CFreymarc @ 9/16/2009 9:18:46 AM # Q
Some would call this an act of desperation, others would call it a band aid for not supporting native code, others would call it favoritism. I just call it for what it is, a questionable investment.
RE: No suprise
abosco @ 9/16/2009 4:09:45 PM # M Q
If it's around $500K, then that is the equivalent of about five good engineers working for a full year each.

Refine your platform. The talent will come only when it's ready, and not a second sooner.

RE: No suprise
jca666us @ 9/16/2009 4:17:15 PM # M Q
The only surprise is that it's taken this long.
RE: No suprise
hkklife @ 9/16/2009 6:19:57 PM # Q
@ Abosco;

Quote of the year so far!! "Refine the platform" shall from henceforth be my new mantra!

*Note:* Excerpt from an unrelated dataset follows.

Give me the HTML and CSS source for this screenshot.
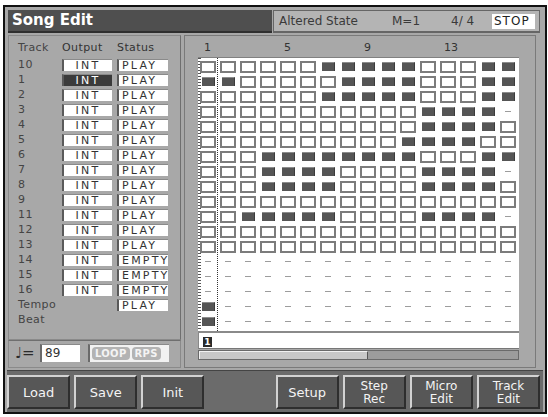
FILE: index.html
```html
<!DOCTYPE html>
<html lang="en">
<head>
  <meta charset="UTF-8" />
  <title>Song Edit</title>
  <link rel="stylesheet" href="styles.css">
</head>
<body>
  <div class="screen">
    <div class="topbar">
      <div class="title">Song Edit</div>
      <div class="info">
        <span class="song">Altered State</span>
        <span class="meas">M=1</span>
        <span class="beat">4/ 4</span>
        <span class="stop">STOP</span>
      </div>
    </div>

    <div class="main">
      <div class="left">
        <div class="tracks">
          <div class="thead">
            <span class="tname">Track</span>
            <span class="tout">Output</span>
            <span>Status</span>
          </div>
          <div class="trow"><span class="tname">10</span><span class="box out">INT</span><span class="box st">PLAY</span></div>
          <div class="trow"><span class="tname">1</span><span class="box out sel">INT</span><span class="box st">PLAY</span></div>
          <div class="trow"><span class="tname">2</span><span class="box out">INT</span><span class="box st">PLAY</span></div>
          <div class="trow"><span class="tname">3</span><span class="box out">INT</span><span class="box st">PLAY</span></div>
          <div class="trow"><span class="tname">4</span><span class="box out">INT</span><span class="box st">PLAY</span></div>
          <div class="trow"><span class="tname">5</span><span class="box out">INT</span><span class="box st">PLAY</span></div>
          <div class="trow"><span class="tname">6</span><span class="box out">INT</span><span class="box st">PLAY</span></div>
          <div class="trow"><span class="tname">7</span><span class="box out">INT</span><span class="box st">PLAY</span></div>
          <div class="trow"><span class="tname">8</span><span class="box out">INT</span><span class="box st">PLAY</span></div>
          <div class="trow"><span class="tname">9</span><span class="box out">INT</span><span class="box st">PLAY</span></div>
          <div class="trow"><span class="tname">11</span><span class="box out">INT</span><span class="box st">PLAY</span></div>
          <div class="trow"><span class="tname">12</span><span class="box out">INT</span><span class="box st">PLAY</span></div>
          <div class="trow"><span class="tname">13</span><span class="box out">INT</span><span class="box st">PLAY</span></div>
          <div class="trow"><span class="tname">14</span><span class="box out">INT</span><span class="box st">EMPTY</span></div>
          <div class="trow"><span class="tname">15</span><span class="box out">INT</span><span class="box st">EMPTY</span></div>
          <div class="trow"><span class="tname">16</span><span class="box out">INT</span><span class="box st">EMPTY</span></div>
          <div class="trow"><span class="tname">Tempo</span><span class="blank"></span><span class="box st">PLAY</span></div>
          <div class="trow"><span class="tname">Beat</span></div>
        </div>
        <div class="tempo">
          <span class="note">&#9833;=</span>
          <span class="bpm">89</span>
          <span class="modes"><b>LOOP</b><b>RPS</b></span>
        </div>
      </div>

      <div class="right">
        <div class="marks">
          <span>1</span><span>5</span><span>9</span><span>13</span>
        </div>
        <div class="grid" id="grid"></div>
        <div class="pos"><span class="cur">1</span></div>
        <div class="scroll"><div class="thumb"></div></div>
      </div>
    </div>

    <div class="buttons">
      <button type="button">Load</button>
      <button type="button">Save</button>
      <button type="button">Init</button>
      <div class="slot"></div>
      <button type="button">Setup</button>
      <button type="button" class="two">Step<br>Rec</button>
      <button type="button" class="two">Micro<br>Edit</button>
      <button type="button" class="two">Track<br>Edit</button>
    </div>
  </div>

<script>
  // F = recorded pattern, E = empty measure, - = no data
  const rows = [
    'EEEEEEFFFFFEEEFF',
    'FFEEEEEFFFFEEEFF',
    'EEEEEEFFFFFEEEFF',
    'EEEEEEEEEEEFFFF-',
    'EEEEEEEEEEEFFFFE',
    'EEEEEEEEEEFFFFEE',
    'EEEFFFFFFFFEEEFF',
    'EEEFFFFEEEEFFFF-',
    'EEEFFFFEEEEFFFFE',
    'EEEEEEEEEEEEEEEE',
    'EEFFFFFEEEEFFFF-',
    'EEEEEEEEEEEEEEEE',
    'EEEEEEEEEEEEEEEE',
    '----------------',
    '----------------',
    '----------------',
    'F---------------',
    'F---------------'
  ];

  const grid = document.getElementById('grid');
  rows.forEach(function (row) {
    for (const c of row) {
      const cell = document.createElement('span');
      cell.className = 'cell ' + (c === 'F' ? 'on' : c === 'E' ? 'off' : 'none');
      grid.appendChild(cell);
    }
  });
</script>
</body>
</html>
```

FILE: styles.css
```css
* {
  box-sizing: border-box;
}

body {
  margin: 0;
  background: #fff;
  font-family: "DejaVu Sans", sans-serif;
  color: #333;
}

.screen {
  width: 544px;
  height: 409px;
  margin: 5px 0 0 3px;
  border: 2px solid #111;
  background: #a8a8a8;
  padding: 3px 5px 0 3px;
  display: flex;
  flex-direction: column;
  gap: 2px;
}

/* top bar */
.topbar {
  display: flex;
  height: 23px;
  gap: 1px;
}

.title {
  width: 264px;
  background: #4f4f4f;
  border-bottom: 2px solid #2f2f2f;
  color: #fff;
  font-weight: bold;
  font-size: 15px;
  line-height: 21px;
  padding-left: 4px;
}

.info {
  flex: 1;
  display: flex;
  align-items: center;
  background: #b4b4b4;
  border: 1px solid #666;
  border-bottom-width: 2px;
  font-size: 12px;
  color: #3a3a3a;
  padding-left: 5px;
}

.song {
  width: 113px;
}

.meas {
  width: 59px;
}

.beat {
  width: 41px;
}

.stop {
  width: 43px;
  height: 15px;
  background: #fff;
  color: #222;
  line-height: 15px;
  letter-spacing: 1px;
  padding-left: 2px;
}

/* main area */
.main {
  display: flex;
  gap: 3px;
  height: 333px;
}

.left {
  width: 173px;
  display: flex;
  flex-direction: column;
}

.tracks {
  height: 305px;
  border: 1px solid #8a8a8a;
  border-right-color: #6f6f6f;
  padding: 5px 0 0 9px;
  font-size: 11px;
}

.thead {
  display: flex;
  height: 14px;
  line-height: 14px;
  margin-bottom: 2px;
  letter-spacing: 0.4px;
}

.tname {
  width: 44px;
  color: #444;
  letter-spacing: 0.4px;
}

.tout {
  width: 55px;
}

.trow {
  display: flex;
  align-items: center;
  height: 15px;
}

.box {
  height: 12px;
  background: #fff;
  border-left: 2px solid #5a5a5a;
  border-top: 1px solid #8a8a8a;
  font-size: 11px;
  line-height: 11px;
  letter-spacing: 2.2px;
  color: #333;
}

.out {
  width: 50px;
  text-align: center;
  margin-right: 5px;
}

.out.sel {
  background: #3b3b3b;
  color: #fff;
}

.blank {
  width: 55px;
}

.st {
  width: 51px;
  padding-left: 3px;
}

.tempo {
  flex: 1;
  display: flex;
  align-items: center;
  border: 1px solid #8a8a8a;
  border-top-color: #6f6f6f;
  padding: 0 0 2px 6px;
  font-size: 12px;
}

.note {
  width: 25px;
  font-size: 15px;
  color: #2a2a2a;
}

.bpm {
  width: 40px;
  height: 18px;
  background: #fff;
  border-left: 2px solid #6a6a6a;
  border-top: 1px solid #8a8a8a;
  padding-left: 3px;
  line-height: 17px;
  margin-right: 8px;
}

.modes {
  width: 81px;
  height: 18px;
  display: flex;
  align-items: center;
  gap: 2px;
  background: #f2f2f2;
  border-left: 2px solid #6a6a6a;
  border-top: 1px solid #8a8a8a;
  padding-left: 2px;
}

.modes b {
  background: #b3b3b3;
  color: #f4f4f4;
  font-size: 10px;
  line-height: 13px;
  border-radius: 4px;
  padding: 0 3px;
  letter-spacing: 0.3px;
}

/* pattern grid */
.right {
  flex: 1;
  margin-right: 4px;
  border: 1px solid #7a7a7a;
  padding: 4px 0 0 13px;
}

.marks {
  display: flex;
  height: 17px;
  font-size: 11px;
  line-height: 15px;
}

.marks span {
  width: 80px;
  padding-left: 6px;
}

.grid {
  width: 321px;
  display: grid;
  grid-template-columns: repeat(16, 20px);
  grid-auto-rows: 15px;
  padding: 1px 0 2px;
  border-top: 1px solid #808080;
  border-bottom: 2px solid #8a8a8a;
  background:
    repeating-linear-gradient(to bottom, #333 0 1px, transparent 1px 2px) 19px 0 / 1px 100% no-repeat,
    repeating-linear-gradient(to bottom, #555 0 1px, transparent 1px 3px) 0 0 / 3px 100% no-repeat,
    #fff;
}

.cell {
  display: flex;
  align-items: center;
  justify-content: center;
}

.cell::after {
  content: "";
  display: block;
}

.off::after {
  width: 12px;
  height: 8px;
  border: 2px solid #7c7c7c;
}

.on::after {
  width: 12px;
  height: 8px;
  background: #555;
  border-top: 1px solid #8c8c8c;
  border-right: 1px solid #3c3c3c;
}

.none::after {
  width: 6px;
  height: 1px;
  background: #9c9c9c;
}

.pos {
  width: 321px;
  height: 16px;
  background: #fff;
  border-left: 1px solid #888;
  border-bottom: 1px solid #777;
  padding: 4px 0 0 4px;
}

.cur {
  display: block;
  width: 9px;
  height: 10px;
  background: #2a2a2a;
  color: #fff;
  font-size: 9px;
  font-weight: bold;
  line-height: 10px;
  text-align: center;
}

.scroll {
  width: 321px;
  height: 10px;
  margin-top: 1px;
  background: #9c9c9c;
  border: 1px solid #6a6a6a;
}

.thumb {
  width: 169px;
  height: 100%;
  background: #c8c8c8;
  border-top: 1px solid #f2f2f2;
  border-left: 1px solid #f2f2f2;
  border-right: 1px solid #555;
}

/* function buttons */
.buttons {
  flex: 1;
  display: grid;
  grid-template-columns: repeat(8, 1fr);
  gap: 4px;
  background: #6b6b6b;
  border-top: 1px solid #444;
  margin: 0 -3px 0 -1px;
  padding: 4px 3px 3px 0;
}

button {
  background: #575757;
  border: 2px solid;
  border-color: #d2d2d2 #2e2e2e #2e2e2e #d2d2d2;
  color: #f4f4f4;
  font-family: "DejaVu Sans", sans-serif;
  font-size: 13px;
  padding: 0;
  cursor: pointer;
}

button.two {
  font-size: 12px;
  line-height: 13px;
  padding-top: 1px;
}

button:hover {
  background: #636363;
}
```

In fact, that's almost up there with "Delight the customer" and "We are well-prepared whichever way the market goes" and "PC guys are not going to just figure this out. They're not going to just walk in".
Pilot 1000->Pilot 5000->PalmPilot Pro->IIIe->Vx->m505->T|T->T|T2->T|C->T|T3->T|T5->Zodiac 2->TX->Verizon Treo 700P->Verizon Treo 755p->?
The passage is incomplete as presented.